EXERCISE PROMPT:
Locate each line with the string "index" in the listing below and copy it.

++++ DATASET RECORDS ++++

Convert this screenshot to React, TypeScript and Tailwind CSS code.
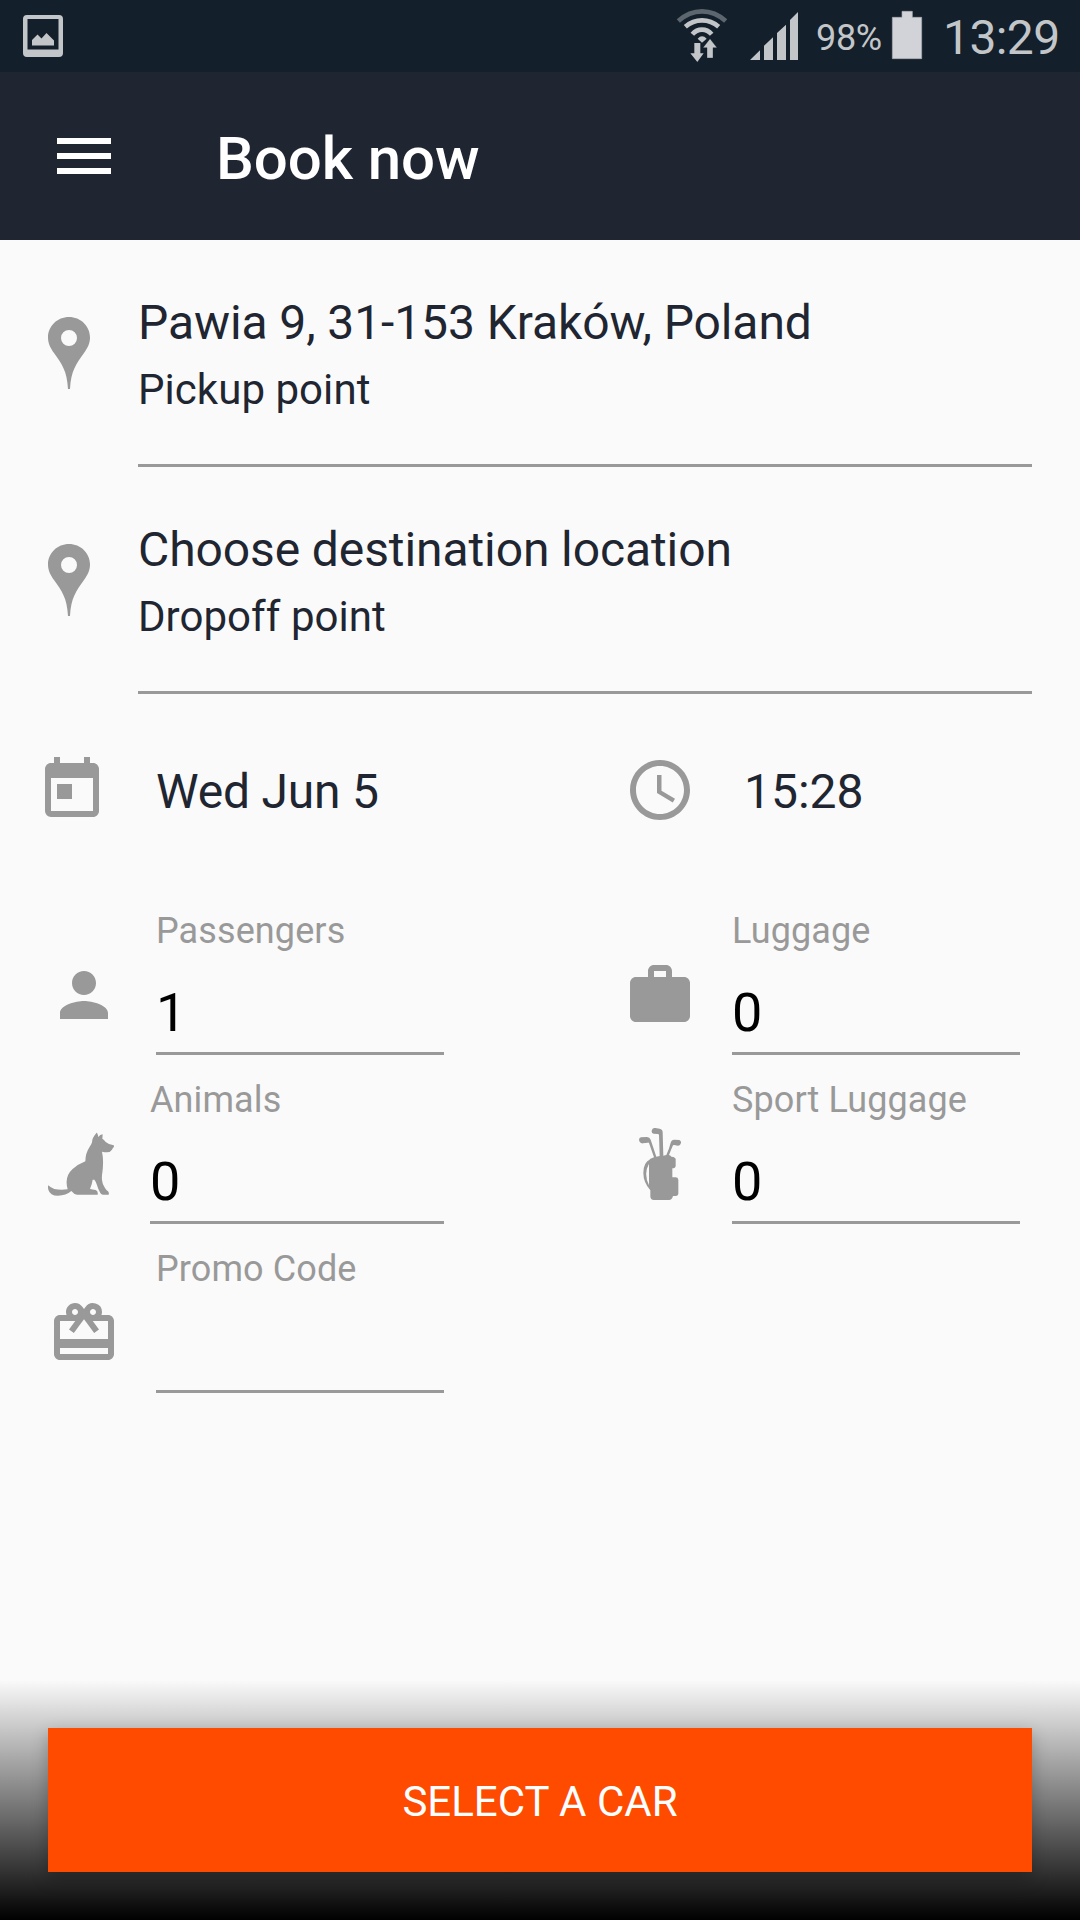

++++
++++ DATASET RECORDS ++++

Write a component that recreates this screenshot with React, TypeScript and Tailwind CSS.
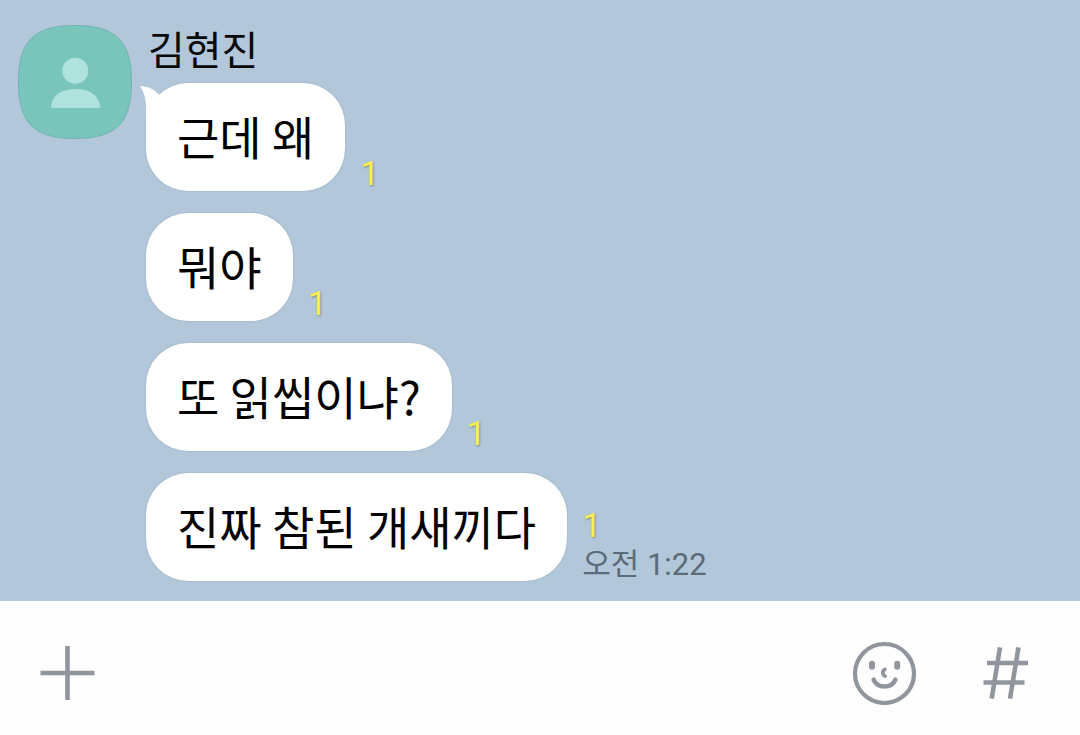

++++
++++ DATASET RECORDS ++++

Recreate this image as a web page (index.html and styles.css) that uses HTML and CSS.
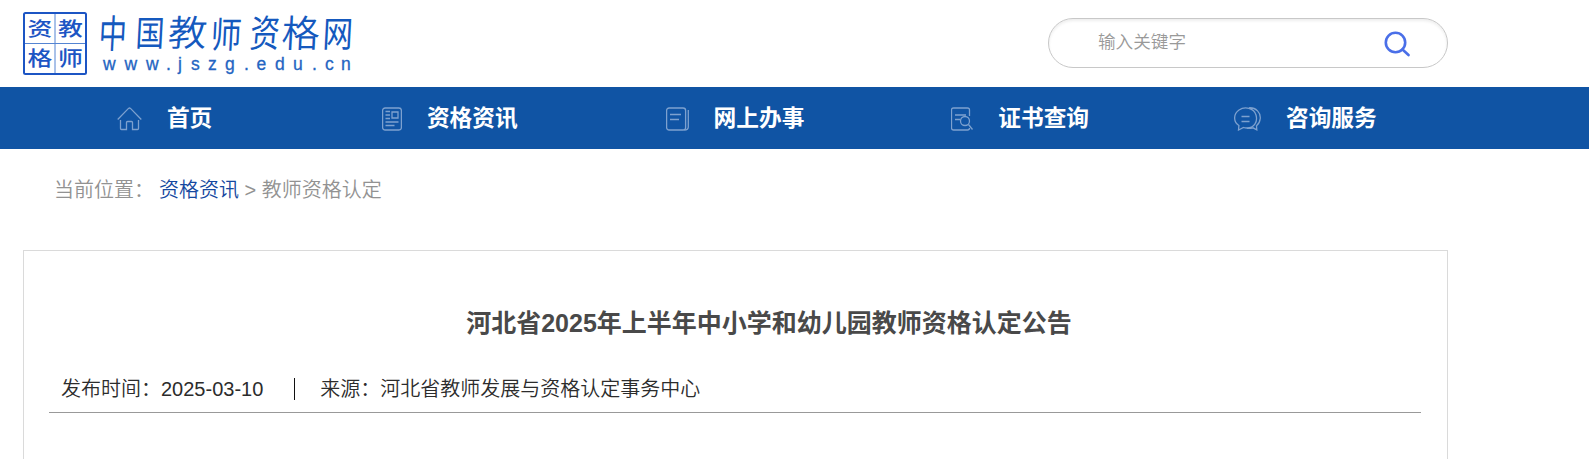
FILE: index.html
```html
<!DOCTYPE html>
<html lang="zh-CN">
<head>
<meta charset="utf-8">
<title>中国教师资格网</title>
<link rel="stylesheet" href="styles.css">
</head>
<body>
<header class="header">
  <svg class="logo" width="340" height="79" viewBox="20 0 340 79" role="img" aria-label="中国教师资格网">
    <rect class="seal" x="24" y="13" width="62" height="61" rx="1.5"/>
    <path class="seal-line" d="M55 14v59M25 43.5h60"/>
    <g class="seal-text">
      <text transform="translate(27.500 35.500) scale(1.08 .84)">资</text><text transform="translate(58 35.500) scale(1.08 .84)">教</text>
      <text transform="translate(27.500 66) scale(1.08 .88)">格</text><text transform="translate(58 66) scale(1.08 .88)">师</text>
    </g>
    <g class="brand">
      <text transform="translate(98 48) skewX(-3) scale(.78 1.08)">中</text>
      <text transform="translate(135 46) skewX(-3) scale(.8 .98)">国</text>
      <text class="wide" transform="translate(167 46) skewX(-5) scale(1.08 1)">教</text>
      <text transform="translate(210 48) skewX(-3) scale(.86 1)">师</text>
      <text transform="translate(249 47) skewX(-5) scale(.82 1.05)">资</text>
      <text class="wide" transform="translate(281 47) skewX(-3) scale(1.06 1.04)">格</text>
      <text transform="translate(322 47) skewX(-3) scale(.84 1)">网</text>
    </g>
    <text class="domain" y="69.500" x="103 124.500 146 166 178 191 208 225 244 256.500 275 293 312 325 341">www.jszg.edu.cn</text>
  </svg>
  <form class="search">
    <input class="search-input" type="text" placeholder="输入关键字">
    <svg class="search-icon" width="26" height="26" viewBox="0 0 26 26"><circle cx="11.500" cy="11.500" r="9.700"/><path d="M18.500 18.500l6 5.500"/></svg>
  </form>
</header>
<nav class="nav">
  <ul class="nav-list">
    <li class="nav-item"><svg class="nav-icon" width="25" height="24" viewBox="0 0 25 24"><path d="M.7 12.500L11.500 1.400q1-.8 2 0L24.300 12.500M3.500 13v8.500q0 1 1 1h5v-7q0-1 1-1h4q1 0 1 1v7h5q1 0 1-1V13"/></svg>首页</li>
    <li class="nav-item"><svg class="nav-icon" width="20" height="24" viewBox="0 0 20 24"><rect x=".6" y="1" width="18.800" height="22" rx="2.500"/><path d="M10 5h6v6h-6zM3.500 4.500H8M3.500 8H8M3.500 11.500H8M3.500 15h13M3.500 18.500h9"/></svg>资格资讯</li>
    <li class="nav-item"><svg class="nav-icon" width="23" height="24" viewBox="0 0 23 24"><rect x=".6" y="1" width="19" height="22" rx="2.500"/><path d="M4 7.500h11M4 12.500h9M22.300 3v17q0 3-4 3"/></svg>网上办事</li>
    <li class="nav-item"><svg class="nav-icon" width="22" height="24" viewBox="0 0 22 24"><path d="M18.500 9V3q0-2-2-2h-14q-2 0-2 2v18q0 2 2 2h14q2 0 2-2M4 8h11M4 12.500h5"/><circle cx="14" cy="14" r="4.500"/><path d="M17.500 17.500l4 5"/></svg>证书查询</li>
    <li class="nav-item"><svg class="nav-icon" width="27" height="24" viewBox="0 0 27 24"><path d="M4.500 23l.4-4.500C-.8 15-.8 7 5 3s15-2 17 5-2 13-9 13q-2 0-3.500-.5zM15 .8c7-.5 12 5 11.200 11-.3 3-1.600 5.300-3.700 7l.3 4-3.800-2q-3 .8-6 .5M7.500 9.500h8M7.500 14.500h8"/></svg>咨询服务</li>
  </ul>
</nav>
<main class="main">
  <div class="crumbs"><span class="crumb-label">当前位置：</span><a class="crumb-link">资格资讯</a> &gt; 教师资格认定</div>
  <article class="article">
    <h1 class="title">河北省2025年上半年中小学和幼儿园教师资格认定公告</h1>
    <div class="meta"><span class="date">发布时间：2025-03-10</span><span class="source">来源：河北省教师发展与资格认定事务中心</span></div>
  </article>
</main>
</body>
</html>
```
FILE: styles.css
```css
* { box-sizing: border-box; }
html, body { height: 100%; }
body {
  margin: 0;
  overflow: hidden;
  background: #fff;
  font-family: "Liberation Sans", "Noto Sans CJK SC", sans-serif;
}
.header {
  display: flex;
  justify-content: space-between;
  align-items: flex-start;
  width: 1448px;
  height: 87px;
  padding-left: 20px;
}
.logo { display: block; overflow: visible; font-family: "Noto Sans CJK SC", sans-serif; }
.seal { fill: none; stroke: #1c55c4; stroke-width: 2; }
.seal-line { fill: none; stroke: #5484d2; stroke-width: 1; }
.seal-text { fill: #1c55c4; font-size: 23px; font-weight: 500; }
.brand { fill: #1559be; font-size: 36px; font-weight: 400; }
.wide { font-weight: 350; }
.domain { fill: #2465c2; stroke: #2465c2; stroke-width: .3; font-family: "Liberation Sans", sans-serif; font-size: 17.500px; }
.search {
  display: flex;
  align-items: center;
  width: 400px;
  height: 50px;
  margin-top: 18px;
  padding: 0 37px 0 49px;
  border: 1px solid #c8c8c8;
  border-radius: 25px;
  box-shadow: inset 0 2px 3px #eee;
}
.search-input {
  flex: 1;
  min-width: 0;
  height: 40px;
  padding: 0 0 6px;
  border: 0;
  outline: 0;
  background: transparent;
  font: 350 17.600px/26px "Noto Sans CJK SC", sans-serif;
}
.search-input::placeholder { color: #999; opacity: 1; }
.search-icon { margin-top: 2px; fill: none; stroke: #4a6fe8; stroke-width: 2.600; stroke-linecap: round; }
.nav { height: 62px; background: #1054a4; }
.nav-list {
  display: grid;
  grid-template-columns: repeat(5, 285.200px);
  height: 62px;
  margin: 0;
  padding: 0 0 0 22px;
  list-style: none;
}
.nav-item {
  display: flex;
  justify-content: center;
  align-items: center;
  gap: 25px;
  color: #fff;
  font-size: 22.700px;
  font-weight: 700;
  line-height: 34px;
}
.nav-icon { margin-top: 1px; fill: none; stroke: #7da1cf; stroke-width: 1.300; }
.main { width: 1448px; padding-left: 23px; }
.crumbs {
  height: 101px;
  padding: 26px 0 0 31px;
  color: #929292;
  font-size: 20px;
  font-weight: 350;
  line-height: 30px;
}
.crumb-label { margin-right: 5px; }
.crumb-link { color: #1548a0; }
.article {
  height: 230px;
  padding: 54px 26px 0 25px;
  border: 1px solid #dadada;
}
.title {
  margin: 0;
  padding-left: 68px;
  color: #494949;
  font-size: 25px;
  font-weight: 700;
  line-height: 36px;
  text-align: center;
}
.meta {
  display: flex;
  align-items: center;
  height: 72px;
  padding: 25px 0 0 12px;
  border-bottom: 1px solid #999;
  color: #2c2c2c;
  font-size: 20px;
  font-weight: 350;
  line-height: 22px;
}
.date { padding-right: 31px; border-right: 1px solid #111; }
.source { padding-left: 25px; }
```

++++

RESULT:
Recreate this image as a web page (index.html and styles.css) that uses HTML and CSS.
FILE: index.html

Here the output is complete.